Some of those states sit on the nation’s southern border. That region has long been a flashpoint in the Trump administration immigration policies, which have emphasized shoring up funding and resources for CBP.
DHS security operations staff were notified of the breach on July 7, the screenshot adds. On July 14, the unnamed threat actor used an account with high-level access and attempted to install virtual networking software that could allow them to extract information. Initial remediation steps were taken on July 16.
On Sept. 5, additional remediation actions were taken, including changing FEMA Zscaler policies and blocking certain websites, the screenshot says. Those actions were previously reported by Nextgov/FCW.
An internal FEMA email dated August 18 previously obtained by Nextgov/FCW ordered all agency employees to change their passwords “due to recent cybersecurity incidents and threats.” It required password changes within two weeks of the email being sent. The email did not provide details about the security issues.
The FEMA IT staff firings were announced on Aug. 29, following a routine review of the agency’s systems, which uncovered a vulnerability “that allowed the threat actor to breach FEMA’s network and threaten the entire department and the nation as a whole,” the Department of Homeland Security said at the time. The terminations, announced by DHS Secretary Kristi Noem, also targeted FEMA’s top technology and cybersecurity officers.
FEMA’s IT employees “resisted any efforts to fix the problem,” avoided scheduled inspections and “lied” to officials about the scope of the cyber vulnerabilities, DHS said when Noem first announced the staff terminations last month. “Failures included: an agency-wide lack of multi-factor authentication, use of prohibited legacy protocols, failing to fix known and critical vulnerabilities, and inadequate operational visibility,” DHS also said.
Citrix sells tools that help employees access workplace apps remotely. The suspected vulnerability, dubbed CitrixBleed 2.0, has previously allowed cyber intruders to circumvent multifactor authentication protocols, which check if a user is masquerading as someone else when accessing a system.
The term “bleed” refers to the method by which hackers can compel susceptible devices to leak out memory content, allowing them to assemble specks of data and build out login credentials that can then be used to breach systems.
This security exposure and its exploitation received extensive media coverage throughout July. DHS previously said the vulnerability that led to the firings was addressed before any sensitive data could be pilfered from FEMA networks. But DHS and FEMA’s IT office confirmed on Sept. 10 that data was pilfered from Region 6 servers via the Citrix vulnerability, the presentation says.
Nextgov/FCW has asked DHS, FEMA and Citrix spokespeople for comment.
FEMA, like many government agencies, is a target-rich environment for hackers because it holds troves of sensitive data like disaster relief applications, insurance claims, disaster victim data and internal communications on emergency response plans. The agency also works with a wide range of private sector contractors.
Citrix failed to convey the full scale of the threat and how to address it, which left several IT staff hanging, according to some of the internal meeting notes. Staffing shortages observed before the second Trump administration only exacerbated the problem, the notes say.

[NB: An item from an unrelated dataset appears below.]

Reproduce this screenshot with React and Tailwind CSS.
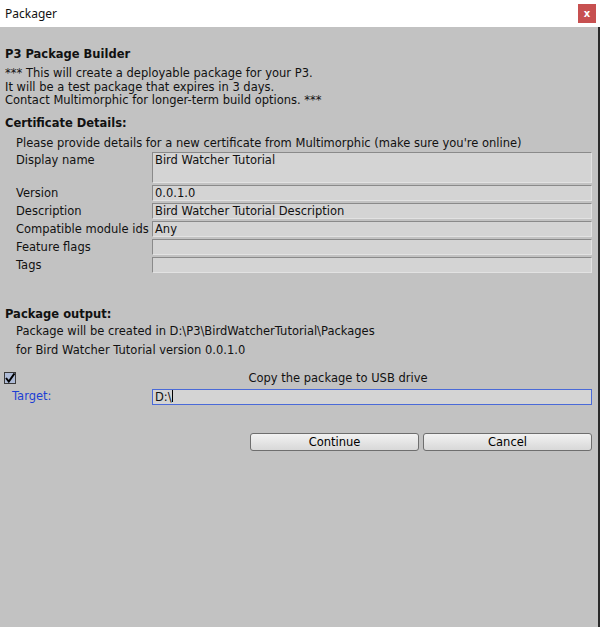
// Packager dialog
const font = { fontFamily: '"DejaVu Sans", Verdana, sans-serif' };

function Field({ label, value = '', tall = false }) {
  return (
    <div className={`flex items-start ${tall ? 'h-[33px]' : 'h-[18px]'}`}>
      <div className="w-[152px] shrink-0 pl-4 leading-[16px] whitespace-nowrap">{label}</div>
      <div
        className={`flex-1 mr-[6px] bg-[#d4d4d4] border border-[#8a8a8a] border-b-[#e2e2e2] border-r-[#e2e2e2] px-[2px] leading-[14px] ${tall ? 'h-[31px]' : 'h-[16px]'}`}
      >
        {value}
      </div>
    </div>
  );
}

function Button({ children }) {
  return (
    <button className="flex-1 h-[18px] rounded-[3px] border border-[#6e6e6e] bg-gradient-to-b from-[#f2f2f2] to-[#d8d8d8] text-[11.5px] text-black leading-[14px]">
      {children}
    </button>
  );
}

export default function App() {
  return (
    <div className="w-[600px] h-[627px] flex flex-col bg-[#c2c2c2] overflow-hidden" style={font}>
      <div className="h-[27px] bg-white flex items-center justify-between pl-[5px] pr-[4px] shrink-0">
        <span className="text-[12px] text-[#111]" style={{ fontFamily: '"Noto Sans", "Open Sans", sans-serif' }}>Packager</span>
        <div className="w-[18px] h-[19px] bg-[#c75050] flex items-center justify-center text-white text-[10px] font-bold leading-none">
          x
        </div>
      </div>
      <div className="flex-1 flex">
        <div className="flex-1 text-[11.5px] text-[#111] pt-[20px]">
          <div className="pl-[5px] font-bold leading-[15px]">P3 Package Builder</div>
          <div className="pl-[5px] mt-[5px] leading-[13.5px]">
            <div>*** This will create a deployable package for your P3.</div>
            <div>It will be a test package that expires in 3 days.</div>
            <div>Contact Multimorphic for longer-term build options. ***</div>
          </div>
          <div className="pl-[5px] mt-[8px] font-bold leading-[15px]">Certificate Details:</div>
          <div className="pl-4 mt-[5px] leading-[14px] whitespace-nowrap">
            Please provide details for a new certificate from Multimorphic (make sure you're online)
          </div>
          <div className="mt-[2px] flex flex-col">
            <Field label="Display name" value="Bird Watcher Tutorial" tall />
            <Field label="Version" value="0.0.1.0" />
            <Field label="Description" value="Bird Watcher Tutorial Description" />
            <Field label="Compatible module ids" value="Any" />
            <Field label="Feature flags" />
            <Field label="Tags" />
          </div>
          <div className="pl-[5px] mt-[32px] font-bold leading-[15px]">Package output:</div>
          <div className="pl-4 leading-[19px]">
            <div>Package will be created in D:\P3\BirdWatcherTutorial\Packages</div>
            <div>for Bird Watcher Tutorial version 0.0.1.0</div>
          </div>
          <div className="mt-[11px] flex items-center h-[14px]">
            <div className="ml-[4px] w-[12px] h-[12px] bg-[#aebbd6] border border-[#3a3a3a] flex items-center justify-center">
              <svg width="10" height="10" viewBox="0 0 10 10">
                <path d="M1 5 L3.8 8.5 L9.5 0.5" fill="none" stroke="#000" strokeWidth="2" />
              </svg>
            </div>
            <div className="flex-1 text-center pl-[62px] leading-[14px]">Copy the package to USB drive</div>
          </div>
          <div className="mt-[3px] flex items-center h-[18px]">
            <div className="w-[152px] shrink-0 pl-[12px] text-[#1c3fd4]">Target:</div>
            <div className="flex-1 mr-[6px] h-[16px] bg-[#d4d4d4] border border-[#4a6ad8] px-[2px] leading-[14px]">
              D:\<span className="inline-block w-px h-[12px] bg-black align-middle -mt-[2px]" />
            </div>
          </div>
          <div className="mt-[27px] flex gap-[4px] pl-[250px] pr-[6px]">
            <Button>Continue</Button>
            <Button>Cancel</Button>
          </div>
        </div>
        <div className="w-[2px] bg-[#2a2a2a]" />
      </div>
    </div>
  );
}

A separate tranche of emails viewed by Nextgov/FCW shows that FEMA has been working to restructure much of its IT workforce after the firings.
On Sept. 8, FEMA announced a temporary IT operational structure that named around a dozen acting officials in roles focused on technology, engineering, hosting services and security operations center management. That email was sent by Diego Lapiduz, named the acting Chief Information Officer of FEMA, after previous CIO Charles Armstrong was removed in the August firings.
Lapiduz issued another email on Sept. 12, which announced the addition of another site services official in the reporting structure.